● **Directions for this task**:
Return the listing below unchanged, minus its pictures.

═════ Recorded data

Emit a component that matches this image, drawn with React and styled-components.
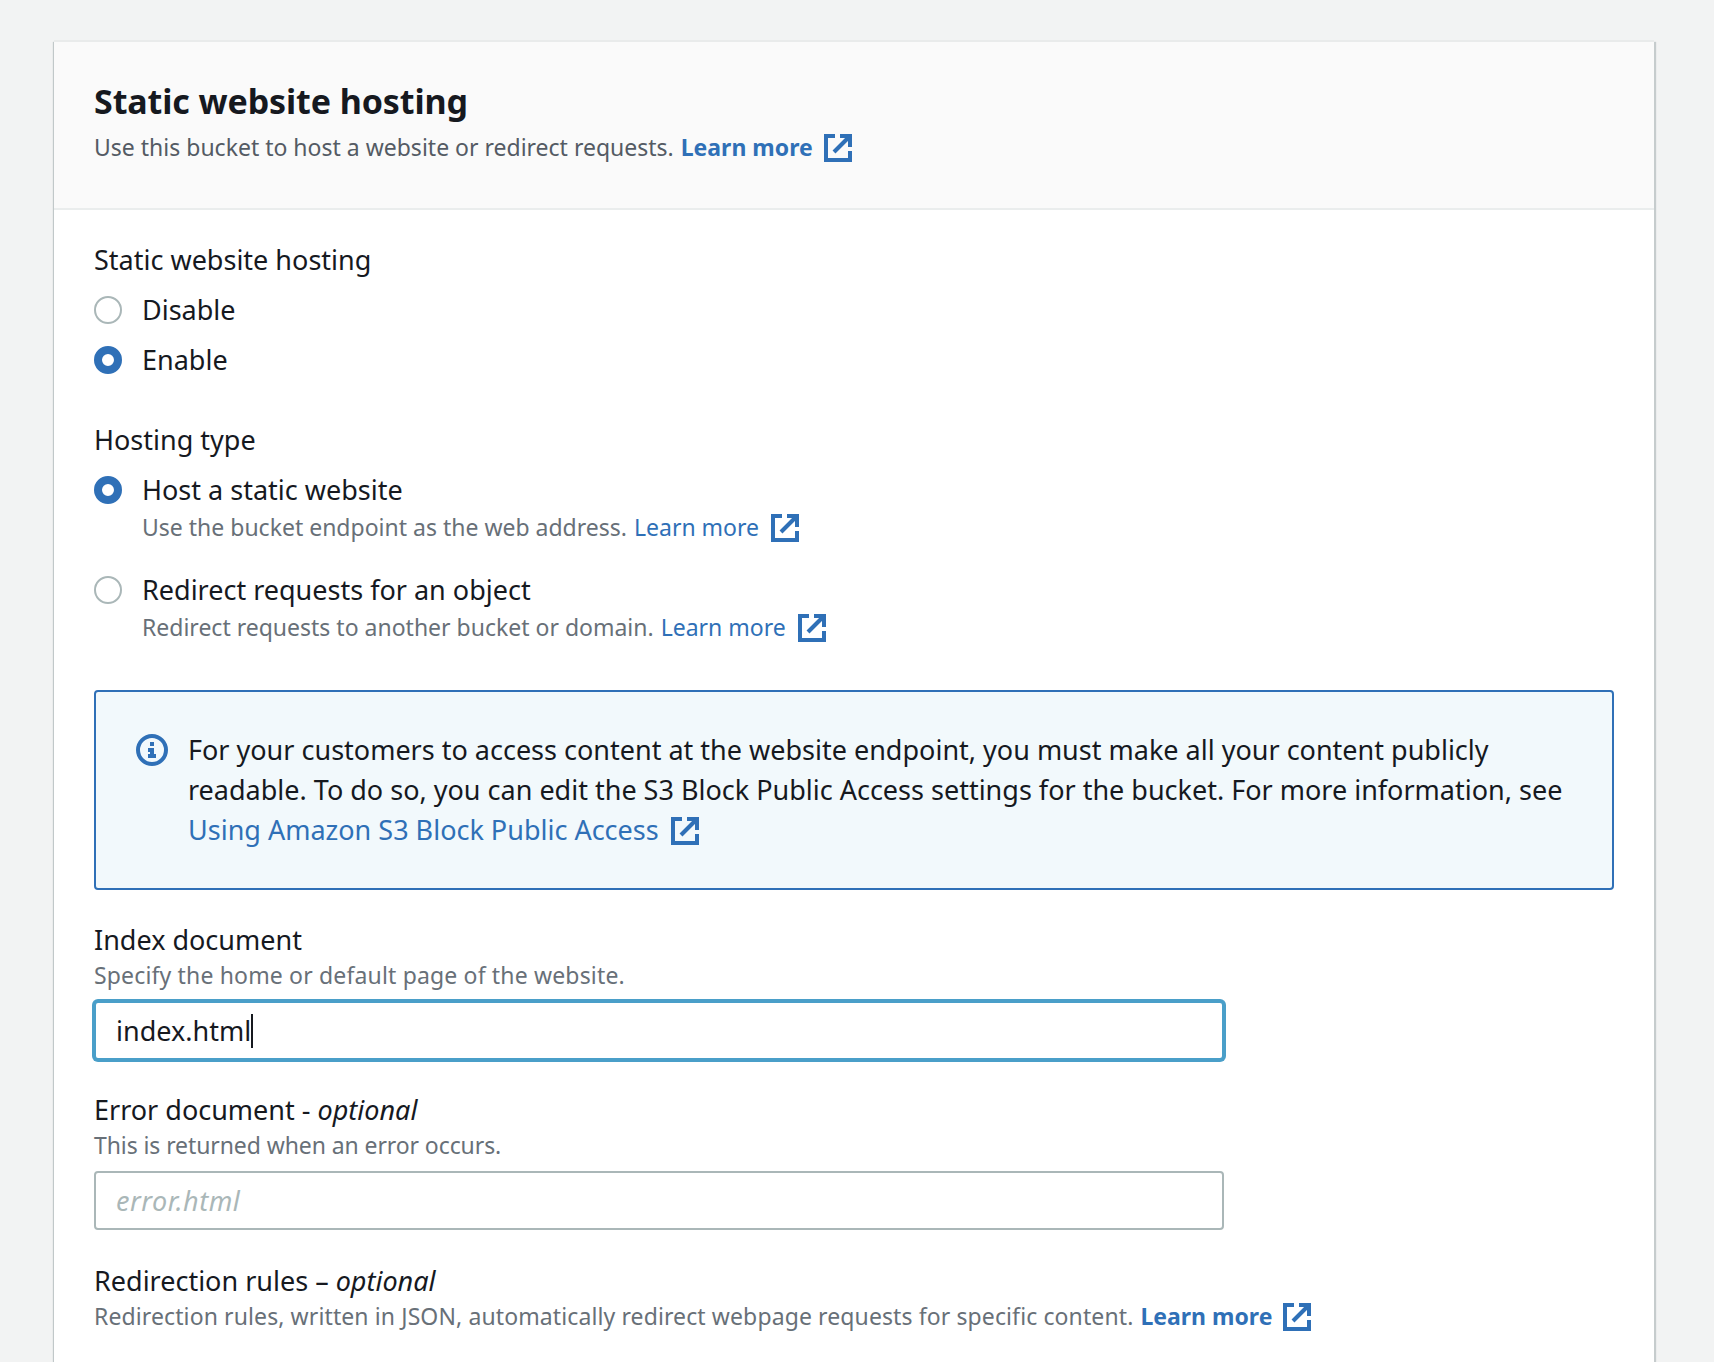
import React from "react";
import styled, { createGlobalStyle } from "styled-components";

const Global = createGlobalStyle`
  html, body { margin: 0; padding: 0; background: #f2f3f3; }
  body { font-family: "Noto Sans", "Open Sans", sans-serif; color: #16191f; }
  * { box-sizing: border-box; }
`;
const Page = styled.div`height: 1362px; overflow: hidden; padding: 42px 60px 0 54px; background: #f2f3f3;`;
const Card = styled.section`height: 1400px; background: #fff; box-shadow: 0 -2px 0 #e9ebeb, 2px 0 1px rgba(0,28,36,.18), -1px 0 1px rgba(0,28,36,.2);`;
const Header = styled.header`height: 168px; padding: 39px 40px 0; background: #fafafa; border-bottom: 2px solid #eaeded;`;
const Title = styled.h2`margin: 0; font-size: 34px; line-height: 40px; font-weight: 700; letter-spacing: -.1px;`;
const Description = styled.p`margin: 6px 0 0; font-size: 23px; line-height: 40px; color: #545b64; display: flex; align-items: center;`;
const Body = styled.div`padding: 30px 40px 0;`;
const Label = styled.div`font-size: 27px; line-height: 40px; em { font-style: italic; }`;
const FieldLabel = styled(Label)`line-height: 35px;`;
const RadioGroup = styled.div`display: flex; flex-direction: column; margin-top: ${p => p.$top}px; margin-bottom: ${p => p.$bottom}px;`;
const RadioRow = styled.div`display: grid; grid-template-columns: 28px 1fr; column-gap: 20px; align-items: start; margin-bottom: ${p => p.$gap}px;`;
const Radio = styled.span`width: 28px; height: 28px; margin-top: 6px; border-radius: 50%;
  border: ${p => p.$on ? "8px solid #2f70b7" : "2px solid #aab7b8"}; background: #fff;`;
const RadioText = styled.span`font-size: 27px; line-height: 40px;`;
const Hint = styled.div`grid-column: 2; font-size: 23px; line-height: 36px; color: #687078; display: flex; align-items: center; letter-spacing: ${p => p.$track ?? 0}px;`;
const RadioHint = styled(Hint)`margin: -1px 0 1px;`;
const Link = styled.a`color: #2f70b7; text-decoration: none; margin-left: ${p => p.$left ?? 7}px; font-weight: ${p => p.$bold ? 700 : 400}; letter-spacing: 0;`;
const IconWrap = styled.svg`width: 32px; height: 32px; flex: none; margin: 2px 0 0 ${p => p.$left ?? 10}px; fill: none; stroke: #2f70b7; stroke-width: 2;`;
const Alert = styled.div`display: flex; gap: 20px; height: 200px; padding: 38px 36px 38px 40px; margin-bottom: 32px; border: 2px solid #2f70b7; border-radius: 4px; background: #f2f9fc; font-size: 27px; line-height: 40px;`;
const AlertIcon = styled.svg`width: 32px; height: 32px; flex: none; margin-top: 4px; fill: none; stroke: #2f70b7; stroke-width: 2;`;
const AlertText = styled.div`flex: 1;`;
const InlineLink = styled.div`display: flex; align-items: center;`;
const Field = styled.div`margin-bottom: ${p => p.$gap}px;`;
const InputBox = styled.div`width: 1130px; height: 59px; margin-top: 8px; padding: 0 20px; display: flex; align-items: center; font-size: 27px; border-radius: 4px; background: #fff;
  border: 2px solid ${p => p.$focus ? "#4a9fc9" : "#aab7b8"}; box-shadow: ${p => p.$focus ? "0 0 0 2px #4a9fc9" : "none"};`;
const Caret = styled.span`width: 2px; height: 34px; background: #16191f;`;
const Placeholder = styled.input`width: 100%; border: 0; outline: 0; padding: 0; background: transparent; font: italic 27px "Noto Sans", sans-serif; letter-spacing: .5px; &::placeholder { color: #aab7b8; opacity: 1; }`;

const External = ({ left }) => (
  <IconWrap viewBox="0 0 16 16" $left={left}>
    <path d="M14 7.5V2H9" /><path d="M14 2 6 10" /><path d="M6.5 2H2v12h12V9.5" />
  </IconWrap>
);

export default function App() {
  return (
    <>
      <Global />
      <Page>
        <Card>
          <Header>
            <Title>Static website hosting</Title>
            <Description>Use this bucket to host a website or redirect requests.<Link $bold href="#">Learn more</Link><External left={9} /></Description>
          </Header>
          <Body>
            <Label>Static website hosting</Label>
            <RadioGroup $top={10} $bottom={40}>
              <RadioRow $gap={10}><Radio /><RadioText>Disable</RadioText></RadioRow>
              <RadioRow $gap={0}><Radio $on /><RadioText>Enable</RadioText></RadioRow>
            </RadioGroup>
            <Label>Hosting type</Label>
            <RadioGroup $top={10} $bottom={44}>
              <RadioRow $gap={24}>
                <Radio $on /><RadioText>Host a static website</RadioText>
                <RadioHint>Use the bucket endpoint as the web address.<Link href="#">Learn more</Link><External /></RadioHint>
              </RadioRow>
              <RadioRow $gap={0}>
                <Radio /><RadioText>Redirect requests for an object</RadioText>
                <RadioHint>Redirect requests to another bucket or domain.<Link href="#">Learn more</Link><External /></RadioHint>
              </RadioRow>
            </RadioGroup>
            <Alert>
              <AlertIcon viewBox="0 0 16 16">
                <circle cx="8" cy="8" r="7" /><path d="M8 11V8H6" /><path d="M10 11H6" /><path d="M7.99 5H8v.01h-.01z" />
              </AlertIcon>
              <AlertText>
                For your customers to access content at the website endpoint, you must make all your content publicly readable. To do so, you can edit the S3 Block Public Access settings for the bucket. For more information, see
                <InlineLink><Link $left={0} href="#">Using Amazon S3 Block Public Access</Link><External /></InlineLink>
              </AlertText>
            </Alert>
            <Field $gap={32}>
              <FieldLabel>Index document</FieldLabel>
              <Hint $track={.16}>Specify the home or default page of the website.</Hint>
              <InputBox $focus>index.html<Caret /></InputBox>
            </Field>
            <Field $gap={33}>
              <FieldLabel>Error document - <em>optional</em></FieldLabel>
              <Hint $track={-.09}>This is returned when an error occurs.</Hint>
              <InputBox><Placeholder readOnly placeholder="error.html" /></InputBox>
            </Field>
            <Field $gap={0}>
              <FieldLabel>Redirection rules – <em>optional</em></FieldLabel>
              <Hint $track={.11}>Redirection rules, written in JSON, automatically redirect webpage requests for specific content.<Link $bold href="#">Learn more</Link><External left={9} /></Hint>
            </Field>
          </Body>
        </Card>
      </Page>
    </>
  );
}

══════════

● **Response to this exercise**:
Emit a component that matches this image, drawn with React and styled-components.
import React from "react";
import styled, { createGlobalStyle } from "styled-components";

const Global = createGlobalStyle`
  html, body { margin: 0; padding: 0; background: #f2f3f3; }
  body { font-family: "Noto Sans", "Open Sans", sans-serif; color: #16191f; }
  * { box-sizing: border-box; }
`;
const Page = styled.div`height: 1362px; overflow: hidden; padding: 42px 60px 0 54px; background: #f2f3f3;`;
const Card = styled.section`height: 1400px; background: #fff; box-shadow: 0 -2px 0 #e9ebeb, 2px 0 1px rgba(0,28,36,.18), -1px 0 1px rgba(0,28,36,.2);`;
const Header = styled.header`height: 168px; padding: 39px 40px 0; background: #fafafa; border-bottom: 2px solid #eaeded;`;
const Title = styled.h2`margin: 0; font-size: 34px; line-height: 40px; font-weight: 700; letter-spacing: -.1px;`;
const Description = styled.p`margin: 6px 0 0; font-size: 23px; line-height: 40px; color: #545b64; display: flex; align-items: center;`;
const Body = styled.div`padding: 30px 40px 0;`;
const Label = styled.div`font-size: 27px; line-height: 40px; em { font-style: italic; }`;
const FieldLabel = styled(Label)`line-height: 35px;`;
const RadioGroup = styled.div`display: flex; flex-direction: column; margin-top: ${p => p.$top}px; margin-bottom: ${p => p.$bottom}px;`;
const RadioRow = styled.div`display: grid; grid-template-columns: 28px 1fr; column-gap: 20px; align-items: start; margin-bottom: ${p => p.$gap}px;`;
const Radio = styled.span`width: 28px; height: 28px; margin-top: 6px; border-radius: 50%;
  border: ${p => p.$on ? "8px solid #2f70b7" : "2px solid #aab7b8"}; background: #fff;`;
const RadioText = styled.span`font-size: 27px; line-height: 40px;`;
const Hint = styled.div`grid-column: 2; font-size: 23px; line-height: 36px; color: #687078; display: flex; align-items: center; letter-spacing: ${p => p.$track ?? 0}px;`;
const RadioHint = styled(Hint)`margin: -1px 0 1px;`;
const Link = styled.a`color: #2f70b7; text-decoration: none; margin-left: ${p => p.$left ?? 7}px; font-weight: ${p => p.$bold ? 700 : 400}; letter-spacing: 0;`;
const IconWrap = styled.svg`width: 32px; height: 32px; flex: none; margin: 2px 0 0 ${p => p.$left ?? 10}px; fill: none; stroke: #2f70b7; stroke-width: 2;`;
const Alert = styled.div`display: flex; gap: 20px; height: 200px; padding: 38px 36px 38px 40px; margin-bottom: 32px; border: 2px solid #2f70b7; border-radius: 4px; background: #f2f9fc; font-size: 27px; line-height: 40px;`;
const AlertIcon = styled.svg`width: 32px; height: 32px; flex: none; margin-top: 4px; fill: none; stroke: #2f70b7; stroke-width: 2;`;
const AlertText = styled.div`flex: 1;`;
const InlineLink = styled.div`display: flex; align-items: center;`;
const Field = styled.div`margin-bottom: ${p => p.$gap}px;`;
const InputBox = styled.div`width: 1130px; height: 59px; margin-top: 8px; padding: 0 20px; display: flex; align-items: center; font-size: 27px; border-radius: 4px; background: #fff;
  border: 2px solid ${p => p.$focus ? "#4a9fc9" : "#aab7b8"}; box-shadow: ${p => p.$focus ? "0 0 0 2px #4a9fc9" : "none"};`;
const Caret = styled.span`width: 2px; height: 34px; background: #16191f;`;
const Placeholder = styled.input`width: 100%; border: 0; outline: 0; padding: 0; background: transparent; font: italic 27px "Noto Sans", sans-serif; letter-spacing: .5px; &::placeholder { color: #aab7b8; opacity: 1; }`;

const External = ({ left }) => (
  <IconWrap viewBox="0 0 16 16" $left={left}>
    <path d="M14 7.5V2H9" /><path d="M14 2 6 10" /><path d="M6.5 2H2v12h12V9.5" />
  </IconWrap>
);

export default function App() {
  return (
    <>
      <Global />
      <Page>
        <Card>
          <Header>
            <Title>Static website hosting</Title>
            <Description>Use this bucket to host a website or redirect requests.<Link $bold href="#">Learn more</Link><External left={9} /></Description>
          </Header>
          <Body>
            <Label>Static website hosting</Label>
            <RadioGroup $top={10} $bottom={40}>
              <RadioRow $gap={10}><Radio /><RadioText>Disable</RadioText></RadioRow>
              <RadioRow $gap={0}><Radio $on /><RadioText>Enable</RadioText></RadioRow>
            </RadioGroup>
            <Label>Hosting type</Label>
            <RadioGroup $top={10} $bottom={44}>
              <RadioRow $gap={24}>
                <Radio $on /><RadioText>Host a static website</RadioText>
                <RadioHint>Use the bucket endpoint as the web address.<Link href="#">Learn more</Link><External /></RadioHint>
              </RadioRow>
              <RadioRow $gap={0}>
                <Radio /><RadioText>Redirect requests for an object</RadioText>
                <RadioHint>Redirect requests to another bucket or domain.<Link href="#">Learn more</Link><External /></RadioHint>
              </RadioRow>
            </RadioGroup>
            <Alert>
              <AlertIcon viewBox="0 0 16 16">
                <circle cx="8" cy="8" r="7" /><path d="M8 11V8H6" /><path d="M10 11H6" /><path d="M7.99 5H8v.01h-.01z" />
              </AlertIcon>
              <AlertText>
                For your customers to access content at the website endpoint, you must make all your content publicly readable. To do so, you can edit the S3 Block Public Access settings for the bucket. For more information, see
                <InlineLink><Link $left={0} href="#">Using Amazon S3 Block Public Access</Link><External /></InlineLink>
              </AlertText>
            </Alert>
            <Field $gap={32}>
              <FieldLabel>Index document</FieldLabel>
              <Hint $track={.16}>Specify the home or default page of the website.</Hint>
              <InputBox $focus>index.html<Caret /></InputBox>
            </Field>
            <Field $gap={33}>
              <FieldLabel>Error document - <em>optional</em></FieldLabel>
              <Hint $track={-.09}>This is returned when an error occurs.</Hint>
              <InputBox><Placeholder readOnly placeholder="error.html" /></InputBox>
            </Field>
            <Field $gap={0}>
              <FieldLabel>Redirection rules – <em>optional</em></FieldLabel>
              <Hint $track={.11}>Redirection rules, written in JSON, automatically redirect webpage requests for specific content.<Link $bold href="#">Learn more</Link><External left={9} /></Hint>
            </Field>
          </Body>
        </Card>
      </Page>
    </>
  );
}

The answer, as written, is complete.